Boris Karloff — Please Scare Us, Mr. Karloff! (1934) 🇺🇸
He wouldn't produce half so many chills if he used his real name of Charles Edward Pratt instead of the more sinister and compelling Boris Karloff.
The "Karloff" comes from a Russian ancestor somewhere on the feminine side of his family. He has a distinctly Mongolian or Tartar complexion which increases his mystery and makes people wonder. He refuses to have a fly swatter in the house because he does not believe in taking life, even that of a fly. A peculiar thing for a "Monster" to admit, if you ask me.
During the fourteen years that Boris was spending in his climb from obscurity to fame, he did many things such as digging ditches, sleeping on park benches, hoisting heavy barrels of nails and driving a truck. He admits that he didn't like it but so what? He now occupies the dressing room of the late Lon Chaney on the Universal lot and he hasn't forgotten that it was Lon who gave him the first boost up the ladder.
Karloff had been driving a truck and working extra in pictures during his spare time. That day he was working at Universal. As he drove his one lung Ford out of the lot on the way to town, he was hailed by a shabby looking individual who wore a plaid cap pulled down over his eyes. The man wanted a ride to Hollywood. Boris told him to climb in and discovered that it was Lon Chaney. On the way home Boris told him that he was about to throw picture work to the winds and get a steady job at some refined work like washing dishes. Lon took him up on a high hill and showed him the kingdoms of the earth. He made him promise not to throw up the sponge. Boris didn't and look what happened.

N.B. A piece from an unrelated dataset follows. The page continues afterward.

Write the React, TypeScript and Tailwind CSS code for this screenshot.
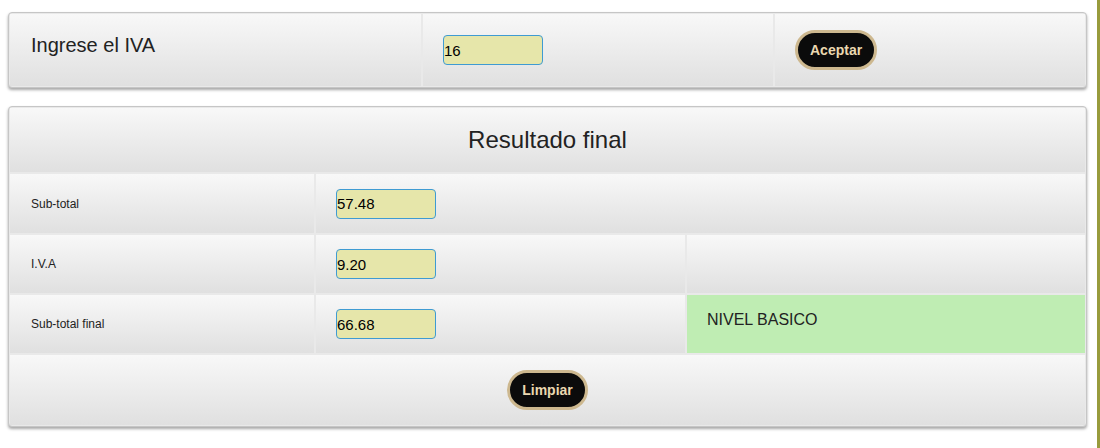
import type { ReactNode } from 'react';

const font = { fontFamily: '"Liberation Sans", Arial, sans-serif' };

const cell = 'flex items-center bg-linear-to-b from-[#f8f8f8] to-[#e0e0e0]';

function Field({ value }: { value: string }) {
  return (
    <input
      readOnly
      value={value}
      className="h-[30px] w-[100px] rounded-[4px] border border-[#3f9bd2] bg-[#e6e6aa] px-0 text-[15px] text-black outline-none"
    />
  );
}

function PillButton({ children }: { children: ReactNode }) {
  return (
    <button className="h-[40px] rounded-full border-[3px] border-[#cdb88f] bg-[#0b0b0b] px-[12px] text-[14px] font-bold text-[#ead8b0]">
      {children}
    </button>
  );
}

function Panel({ children, className }: { children: ReactNode; className: string }) {
  return (
    <div
      className={`grid w-[1079px] gap-[2px] rounded-[4px] border border-[#c6c6c6] bg-[#e9e9e9] p-px shadow-[0_2px_3px_rgba(0,0,0,0.35)] ${className}`}
    >
      {children}
    </div>
  );
}

export default function App() {
  return (
    <div className="flex h-[448px] bg-white text-[#222]" style={font}>
      <main className="flex-1 pl-2 pt-3">
        {/* IVA */}
        <Panel className="grid-cols-[411px_350px_1fr] grid-rows-[72px]">
          <div className={`${cell} pb-[10px] pl-[21px] text-[20px]`}>Ingrese el IVA</div>
          <div className={`${cell} pl-[20px]`}>
            <Field value="16" />
          </div>
          <div className={`${cell} pl-[20px]`}>
            <PillButton>Aceptar</PillButton>
          </div>
        </Panel>

        {/* Resultado */}
        <Panel className="mt-[18px] grid-cols-[304px_369px_1fr] grid-rows-[64px_59px_58px_58px_70px]">
          <div className={`${cell} col-span-3 justify-center text-[24px]`}>Resultado final</div>

          <div className={`${cell} pl-[21px] text-[12px]`}>Sub-total</div>
          <div className={`${cell} col-span-2 pl-[20px]`}>
            <Field value="57.48" />
          </div>

          <div className={`${cell} pl-[21px] text-[12px]`}>I.V.A</div>
          <div className={`${cell} pl-[20px]`}>
            <Field value="9.20" />
          </div>
          <div className={cell} />

          <div className={`${cell} pl-[21px] text-[12px]`}>Sub-total final</div>
          <div className={`${cell} pl-[20px]`}>
            <Field value="66.68" />
          </div>
          <div className="flex items-center bg-[#bfedb3] pb-[8px] pl-[20px] text-[16px]">NIVEL BASICO</div>

          <div className={`${cell} col-span-3 justify-center`}>
            <PillButton>Limpiar</PillButton>
          </div>
        </Panel>
      </main>
      <div className="w-[3px] bg-[#989b3c]" />
    </div>
  );
}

He did his first sinister role in make-up as the monster of "Frankenstein." He followed this with The Mummy, "Old Dark House," The Ghoul, "Fu Manchu" and others in which he hid behind some sort of weird make-up. In Five Star Final, "The House of Rothschild," "The Lost Patrol" and other straight parts, he has proven to be what he is, a fine actor who does not need the art of the makeup man to put him over.
Boris Karloff is every inch a gentleman. He is intensely interested in all sorts of sports. He is a member of the Hollywood Cricket Club and plays regularly. He is also an expert rugby player and is equally adept at field hockey. His associates are the other English gentlemen of the picture colony, Ronald Colman, Clive Brook, C. Aubrey Smith, Ralph Forbes and the others.
He has been married twice. He and his second wife seem as happy as two bugs in a rug. Despite his success in pictures, he still drives a battered old Ford coupe.
Many strange stories are told of Karloff. During the making of Fu Manchu at Metro studio the script called for him to crush a great hairy spider beneath his heel. He firmly refused.
"I can't, I simply can't," he insisted. "Even that ugly thing has a right to live."
He is a fanatic on the subject of taking life, even that of an insect. The country around his home is literally alive with game but he would no more think of taking a gun and killing a rabbit or a deer than he would of killing a man. He is fond of dogs and has two at the present time, wire-hairs whom he calls Whisky and Soda. Once a dog of his gave birth to pups beneath his house during a driving rain storm. Boris, in his nightgown, crawled under the house and brought mother and pups into the house, sitting up all night to feed the pups milk from an eye dropper. If while he is reading, a fly or other insect strays past the screens, he will patiently put aside his book and pipe and with the care of a mother herding her child, he will gently shoo the insect out doors. He once tried to get up a petition to have drinking fountains for dogs installed in the streets of Hollywood.
One of the funniest stories told on Karloff is of that Hallowe'en Eve when a group of children came to his home. Mrs. Karloff went to the door. They asked if the Monster was at home and would he come out and frighten them. Karloff came out but instead of frightening them, he brought them into the house and gave them cake and chocolate and played games with them. That's the kind of a guy he is.
Karloff loves his native England but Hollywood is his home. He has created there a little England of his own. On his Coldwater Canyon estate he feeds his ducks, prods in his garden and walks with his dogs. He smokes his pipe filled with English tobacco, dines comfortably on roast beef and Yorkshire pudding and listens to Noel Coward records. On Sundays he indulges in his passion for cricket and rugby. England is never very far away.
He has just finished "The Black Cat" and Universal has other roles waiting for him. He has no intention of losing his foothold as the horror master of the screen.